DATA EXTRACT:
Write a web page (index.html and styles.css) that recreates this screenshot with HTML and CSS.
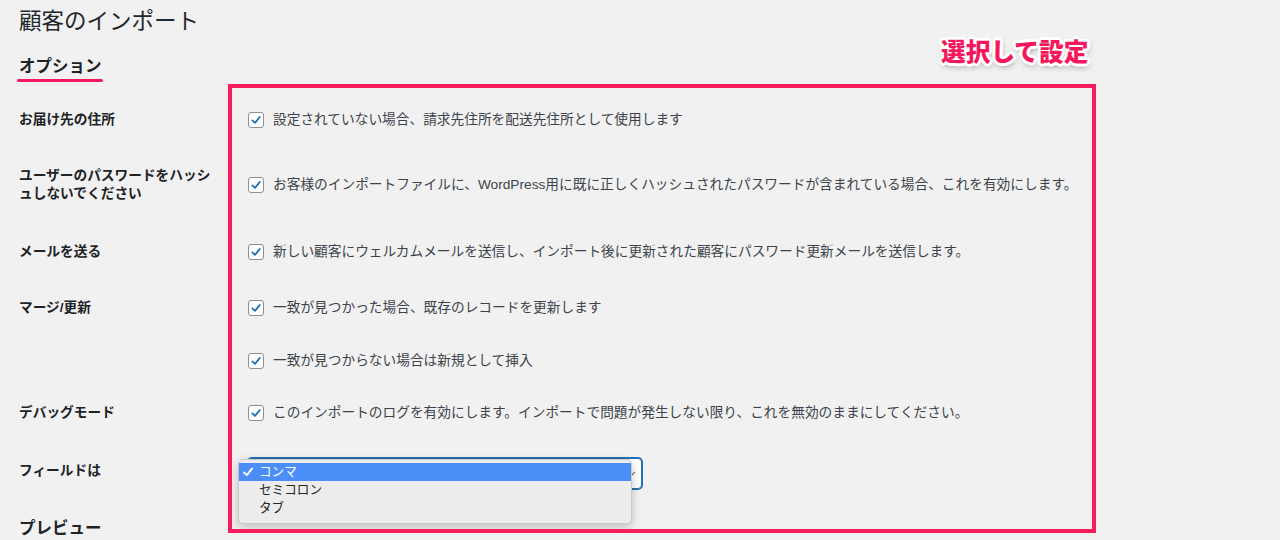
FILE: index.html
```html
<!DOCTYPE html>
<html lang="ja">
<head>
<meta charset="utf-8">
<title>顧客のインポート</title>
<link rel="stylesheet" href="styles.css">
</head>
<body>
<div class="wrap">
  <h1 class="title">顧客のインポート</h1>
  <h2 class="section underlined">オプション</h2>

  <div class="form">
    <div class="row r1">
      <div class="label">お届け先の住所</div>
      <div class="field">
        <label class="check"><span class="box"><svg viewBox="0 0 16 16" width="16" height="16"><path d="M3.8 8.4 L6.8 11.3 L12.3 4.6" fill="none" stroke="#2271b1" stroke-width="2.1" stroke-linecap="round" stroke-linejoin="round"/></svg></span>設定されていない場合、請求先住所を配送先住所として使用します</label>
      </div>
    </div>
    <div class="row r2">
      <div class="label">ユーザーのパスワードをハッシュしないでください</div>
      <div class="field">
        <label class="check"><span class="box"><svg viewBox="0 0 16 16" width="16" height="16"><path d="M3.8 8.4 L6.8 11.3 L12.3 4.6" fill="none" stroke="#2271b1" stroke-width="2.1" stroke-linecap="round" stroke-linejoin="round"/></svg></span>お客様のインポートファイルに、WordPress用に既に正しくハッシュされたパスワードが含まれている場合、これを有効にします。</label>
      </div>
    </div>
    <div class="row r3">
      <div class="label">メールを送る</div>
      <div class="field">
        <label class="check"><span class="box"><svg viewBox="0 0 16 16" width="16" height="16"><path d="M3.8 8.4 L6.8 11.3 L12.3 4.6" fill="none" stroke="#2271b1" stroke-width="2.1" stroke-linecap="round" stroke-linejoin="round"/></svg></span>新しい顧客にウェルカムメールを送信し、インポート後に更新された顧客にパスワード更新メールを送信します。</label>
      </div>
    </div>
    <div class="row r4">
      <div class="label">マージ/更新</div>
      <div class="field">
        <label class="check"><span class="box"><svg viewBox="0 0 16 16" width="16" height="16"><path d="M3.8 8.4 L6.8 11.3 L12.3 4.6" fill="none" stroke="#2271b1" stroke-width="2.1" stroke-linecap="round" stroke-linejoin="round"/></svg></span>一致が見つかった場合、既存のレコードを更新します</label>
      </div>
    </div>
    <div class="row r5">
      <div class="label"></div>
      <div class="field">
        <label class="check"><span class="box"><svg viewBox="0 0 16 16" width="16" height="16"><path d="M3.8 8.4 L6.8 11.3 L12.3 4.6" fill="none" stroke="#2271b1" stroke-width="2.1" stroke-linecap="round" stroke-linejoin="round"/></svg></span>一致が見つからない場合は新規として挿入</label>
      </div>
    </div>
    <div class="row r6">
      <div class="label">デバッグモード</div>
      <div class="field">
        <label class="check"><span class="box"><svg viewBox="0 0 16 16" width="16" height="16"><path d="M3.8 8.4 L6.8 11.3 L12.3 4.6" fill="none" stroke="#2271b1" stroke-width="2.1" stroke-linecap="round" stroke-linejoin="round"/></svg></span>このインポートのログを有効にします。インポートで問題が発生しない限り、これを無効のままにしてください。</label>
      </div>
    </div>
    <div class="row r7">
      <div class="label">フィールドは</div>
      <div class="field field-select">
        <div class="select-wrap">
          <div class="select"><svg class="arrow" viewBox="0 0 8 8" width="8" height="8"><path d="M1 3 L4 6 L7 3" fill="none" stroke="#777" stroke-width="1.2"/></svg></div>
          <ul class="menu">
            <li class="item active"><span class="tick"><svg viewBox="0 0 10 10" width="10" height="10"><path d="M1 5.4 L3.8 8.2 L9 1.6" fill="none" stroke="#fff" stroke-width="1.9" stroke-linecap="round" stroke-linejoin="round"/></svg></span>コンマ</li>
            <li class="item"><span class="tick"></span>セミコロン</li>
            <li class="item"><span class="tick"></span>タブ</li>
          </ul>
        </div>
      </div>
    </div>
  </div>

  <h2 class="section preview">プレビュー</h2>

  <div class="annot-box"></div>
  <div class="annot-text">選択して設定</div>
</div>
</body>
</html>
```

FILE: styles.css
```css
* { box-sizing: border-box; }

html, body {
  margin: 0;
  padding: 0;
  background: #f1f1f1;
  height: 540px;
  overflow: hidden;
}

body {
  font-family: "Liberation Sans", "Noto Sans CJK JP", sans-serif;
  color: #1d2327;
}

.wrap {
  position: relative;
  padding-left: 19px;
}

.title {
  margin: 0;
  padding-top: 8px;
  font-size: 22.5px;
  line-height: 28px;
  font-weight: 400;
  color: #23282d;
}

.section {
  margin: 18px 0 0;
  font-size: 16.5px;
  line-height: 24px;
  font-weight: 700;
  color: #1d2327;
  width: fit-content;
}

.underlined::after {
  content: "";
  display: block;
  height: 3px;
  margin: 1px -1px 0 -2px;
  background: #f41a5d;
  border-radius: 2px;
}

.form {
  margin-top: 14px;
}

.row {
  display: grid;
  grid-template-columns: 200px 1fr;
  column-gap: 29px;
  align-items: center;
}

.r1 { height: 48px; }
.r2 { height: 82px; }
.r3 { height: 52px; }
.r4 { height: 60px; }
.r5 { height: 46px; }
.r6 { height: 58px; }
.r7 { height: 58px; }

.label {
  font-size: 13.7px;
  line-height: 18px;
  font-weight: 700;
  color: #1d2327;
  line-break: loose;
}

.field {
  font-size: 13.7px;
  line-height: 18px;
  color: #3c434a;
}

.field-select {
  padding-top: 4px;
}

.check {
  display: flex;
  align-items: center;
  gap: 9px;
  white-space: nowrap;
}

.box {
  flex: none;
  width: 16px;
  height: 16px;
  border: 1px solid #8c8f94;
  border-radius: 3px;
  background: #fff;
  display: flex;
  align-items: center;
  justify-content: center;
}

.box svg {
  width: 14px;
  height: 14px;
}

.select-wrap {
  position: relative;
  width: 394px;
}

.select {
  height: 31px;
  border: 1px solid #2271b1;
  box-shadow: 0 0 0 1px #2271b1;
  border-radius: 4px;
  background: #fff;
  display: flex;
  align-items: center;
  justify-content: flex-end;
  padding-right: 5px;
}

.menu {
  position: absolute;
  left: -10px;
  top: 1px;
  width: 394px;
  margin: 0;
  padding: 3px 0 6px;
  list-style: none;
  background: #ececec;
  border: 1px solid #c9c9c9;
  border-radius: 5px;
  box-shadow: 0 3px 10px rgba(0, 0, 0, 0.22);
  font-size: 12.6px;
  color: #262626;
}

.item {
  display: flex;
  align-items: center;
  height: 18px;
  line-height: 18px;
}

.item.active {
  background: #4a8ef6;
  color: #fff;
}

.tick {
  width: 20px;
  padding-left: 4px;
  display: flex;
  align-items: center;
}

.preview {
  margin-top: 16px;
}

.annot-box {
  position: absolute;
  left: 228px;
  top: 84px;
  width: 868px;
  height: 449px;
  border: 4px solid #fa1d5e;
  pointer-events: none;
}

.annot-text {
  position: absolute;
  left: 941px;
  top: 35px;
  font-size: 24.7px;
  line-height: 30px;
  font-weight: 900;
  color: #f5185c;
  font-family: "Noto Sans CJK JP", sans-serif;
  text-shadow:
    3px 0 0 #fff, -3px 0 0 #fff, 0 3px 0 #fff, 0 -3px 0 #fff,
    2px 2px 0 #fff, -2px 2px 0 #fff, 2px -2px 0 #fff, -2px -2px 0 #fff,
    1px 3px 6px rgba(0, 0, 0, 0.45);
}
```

DIRECTIVE: Reproduce the listing above exactly, excluding all pictures.

EXERCISE RESPONSE:
Write a web page (index.html and styles.css) that recreates this screenshot with HTML and CSS.
FILE: index.html
```html
<!DOCTYPE html>
<html lang="ja">
<head>
<meta charset="utf-8">
<title>顧客のインポート</title>
<link rel="stylesheet" href="styles.css">
</head>
<body>
<div class="wrap">
  <h1 class="title">顧客のインポート</h1>
  <h2 class="section underlined">オプション</h2>

  <div class="form">
    <div class="row r1">
      <div class="label">お届け先の住所</div>
      <div class="field">
        <label class="check"><span class="box"><svg viewBox="0 0 16 16" width="16" height="16"><path d="M3.8 8.4 L6.8 11.3 L12.3 4.6" fill="none" stroke="#2271b1" stroke-width="2.1" stroke-linecap="round" stroke-linejoin="round"/></svg></span>設定されていない場合、請求先住所を配送先住所として使用します</label>
      </div>
    </div>
    <div class="row r2">
      <div class="label">ユーザーのパスワードをハッシュしないでください</div>
      <div class="field">
        <label class="check"><span class="box"><svg viewBox="0 0 16 16" width="16" height="16"><path d="M3.8 8.4 L6.8 11.3 L12.3 4.6" fill="none" stroke="#2271b1" stroke-width="2.1" stroke-linecap="round" stroke-linejoin="round"/></svg></span>お客様のインポートファイルに、WordPress用に既に正しくハッシュされたパスワードが含まれている場合、これを有効にします。</label>
      </div>
    </div>
    <div class="row r3">
      <div class="label">メールを送る</div>
      <div class="field">
        <label class="check"><span class="box"><svg viewBox="0 0 16 16" width="16" height="16"><path d="M3.8 8.4 L6.8 11.3 L12.3 4.6" fill="none" stroke="#2271b1" stroke-width="2.1" stroke-linecap="round" stroke-linejoin="round"/></svg></span>新しい顧客にウェルカムメールを送信し、インポート後に更新された顧客にパスワード更新メールを送信します。</label>
      </div>
    </div>
    <div class="row r4">
      <div class="label">マージ/更新</div>
      <div class="field">
        <label class="check"><span class="box"><svg viewBox="0 0 16 16" width="16" height="16"><path d="M3.8 8.4 L6.8 11.3 L12.3 4.6" fill="none" stroke="#2271b1" stroke-width="2.1" stroke-linecap="round" stroke-linejoin="round"/></svg></span>一致が見つかった場合、既存のレコードを更新します</label>
      </div>
    </div>
    <div class="row r5">
      <div class="label"></div>
      <div class="field">
        <label class="check"><span class="box"><svg viewBox="0 0 16 16" width="16" height="16"><path d="M3.8 8.4 L6.8 11.3 L12.3 4.6" fill="none" stroke="#2271b1" stroke-width="2.1" stroke-linecap="round" stroke-linejoin="round"/></svg></span>一致が見つからない場合は新規として挿入</label>
      </div>
    </div>
    <div class="row r6">
      <div class="label">デバッグモード</div>
      <div class="field">
        <label class="check"><span class="box"><svg viewBox="0 0 16 16" width="16" height="16"><path d="M3.8 8.4 L6.8 11.3 L12.3 4.6" fill="none" stroke="#2271b1" stroke-width="2.1" stroke-linecap="round" stroke-linejoin="round"/></svg></span>このインポートのログを有効にします。インポートで問題が発生しない限り、これを無効のままにしてください。</label>
      </div>
    </div>
    <div class="row r7">
      <div class="label">フィールドは</div>
      <div class="field field-select">
        <div class="select-wrap">
          <div class="select"><svg class="arrow" viewBox="0 0 8 8" width="8" height="8"><path d="M1 3 L4 6 L7 3" fill="none" stroke="#777" stroke-width="1.2"/></svg></div>
          <ul class="menu">
            <li class="item active"><span class="tick"><svg viewBox="0 0 10 10" width="10" height="10"><path d="M1 5.4 L3.8 8.2 L9 1.6" fill="none" stroke="#fff" stroke-width="1.9" stroke-linecap="round" stroke-linejoin="round"/></svg></span>コンマ</li>
            <li class="item"><span class="tick"></span>セミコロン</li>
            <li class="item"><span class="tick"></span>タブ</li>
          </ul>
        </div>
      </div>
    </div>
  </div>

  <h2 class="section preview">プレビュー</h2>

  <div class="annot-box"></div>
  <div class="annot-text">選択して設定</div>
</div>
</body>
</html>
```

FILE: styles.css
```css
* { box-sizing: border-box; }

html, body {
  margin: 0;
  padding: 0;
  background: #f1f1f1;
  height: 540px;
  overflow: hidden;
}

body {
  font-family: "Liberation Sans", "Noto Sans CJK JP", sans-serif;
  color: #1d2327;
}

.wrap {
  position: relative;
  padding-left: 19px;
}

.title {
  margin: 0;
  padding-top: 8px;
  font-size: 22.5px;
  line-height: 28px;
  font-weight: 400;
  color: #23282d;
}

.section {
  margin: 18px 0 0;
  font-size: 16.5px;
  line-height: 24px;
  font-weight: 700;
  color: #1d2327;
  width: fit-content;
}

.underlined::after {
  content: "";
  display: block;
  height: 3px;
  margin: 1px -1px 0 -2px;
  background: #f41a5d;
  border-radius: 2px;
}

.form {
  margin-top: 14px;
}

.row {
  display: grid;
  grid-template-columns: 200px 1fr;
  column-gap: 29px;
  align-items: center;
}

.r1 { height: 48px; }
.r2 { height: 82px; }
.r3 { height: 52px; }
.r4 { height: 60px; }
.r5 { height: 46px; }
.r6 { height: 58px; }
.r7 { height: 58px; }

.label {
  font-size: 13.7px;
  line-height: 18px;
  font-weight: 700;
  color: #1d2327;
  line-break: loose;
}

.field {
  font-size: 13.7px;
  line-height: 18px;
  color: #3c434a;
}

.field-select {
  padding-top: 4px;
}

.check {
  display: flex;
  align-items: center;
  gap: 9px;
  white-space: nowrap;
}

.box {
  flex: none;
  width: 16px;
  height: 16px;
  border: 1px solid #8c8f94;
  border-radius: 3px;
  background: #fff;
  display: flex;
  align-items: center;
  justify-content: center;
}

.box svg {
  width: 14px;
  height: 14px;
}

.select-wrap {
  position: relative;
  width: 394px;
}

.select {
  height: 31px;
  border: 1px solid #2271b1;
  box-shadow: 0 0 0 1px #2271b1;
  border-radius: 4px;
  background: #fff;
  display: flex;
  align-items: center;
  justify-content: flex-end;
  padding-right: 5px;
}

.menu {
  position: absolute;
  left: -10px;
  top: 1px;
  width: 394px;
  margin: 0;
  padding: 3px 0 6px;
  list-style: none;
  background: #ececec;
  border: 1px solid #c9c9c9;
  border-radius: 5px;
  box-shadow: 0 3px 10px rgba(0, 0, 0, 0.22);
  font-size: 12.6px;
  color: #262626;
}

.item {
  display: flex;
  align-items: center;
  height: 18px;
  line-height: 18px;
}

.item.active {
  background: #4a8ef6;
  color: #fff;
}

.tick {
  width: 20px;
  padding-left: 4px;
  display: flex;
  align-items: center;
}

.preview {
  margin-top: 16px;
}

.annot-box {
  position: absolute;
  left: 228px;
  top: 84px;
  width: 868px;
  height: 449px;
  border: 4px solid #fa1d5e;
  pointer-events: none;
}

.annot-text {
  position: absolute;
  left: 941px;
  top: 35px;
  font-size: 24.7px;
  line-height: 30px;
  font-weight: 900;
  color: #f5185c;
  font-family: "Noto Sans CJK JP", sans-serif;
  text-shadow:
    3px 0 0 #fff, -3px 0 0 #fff, 0 3px 0 #fff, 0 -3px 0 #fff,
    2px 2px 0 #fff, -2px 2px 0 #fff, 2px -2px 0 #fff, -2px -2px 0 #fff,
    1px 3px 6px rgba(0, 0, 0, 0.45);
}
```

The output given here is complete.